Dzisiaj, tuż przed godz. 15, w oddziale G-33 ZG Polkowice – Sieroszowice doszło do wypadku określanego jako „ciężki”. Poszkodowany jest jeden górnik, który w stanie ciężkim został przetransportowany śmigłowcem do Wrocławia.
Po godz. 19 komisja specjalistów z Okręgowego Urzędu Górniczego i KGHM zjechała na dół do kopalni, aby ustalić dokładne przyczyny zdarzenia. Ponieważ komisja ta nadal ustala okoliczności wypadku, Spółka nie udziela informacji na temat, przyczyn tego, stało się pod ziemią i jakie są obrażenia poszkodowanego górnika. Wiadomo jedynie, że stan 24-letniego górnika jest bardzo ciężki, a lekarze walczą o jego życie.

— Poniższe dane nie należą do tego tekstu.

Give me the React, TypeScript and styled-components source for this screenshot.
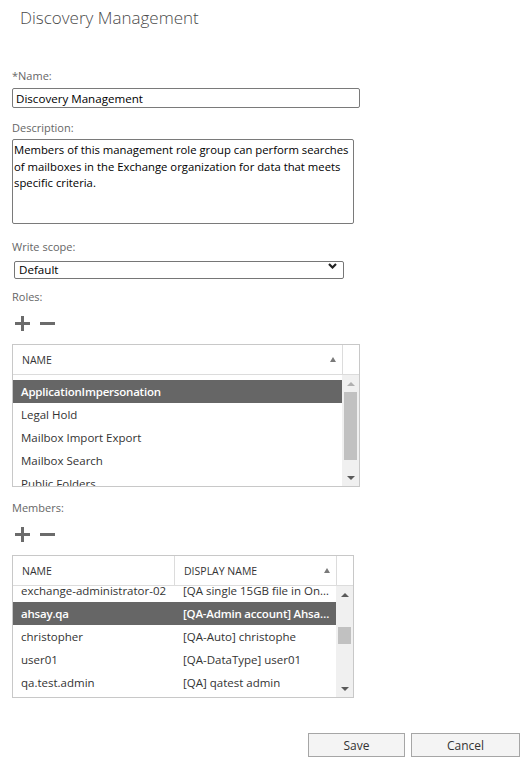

AKTUALIZACJA: 06/03/2020 – 10:45
Z oficjalnego komunikatu KGHM wynika, że w trakcie kotwienia operator maszyny został uderzony w hełm górniczy i w głowę wygiętą żerdzią wiercącą. Doznał urazów wielonarządowych. Mężczyzna nadal przebywa w szpitalu we Wrocławiu, a jego stan jest oceniany jako ciężki.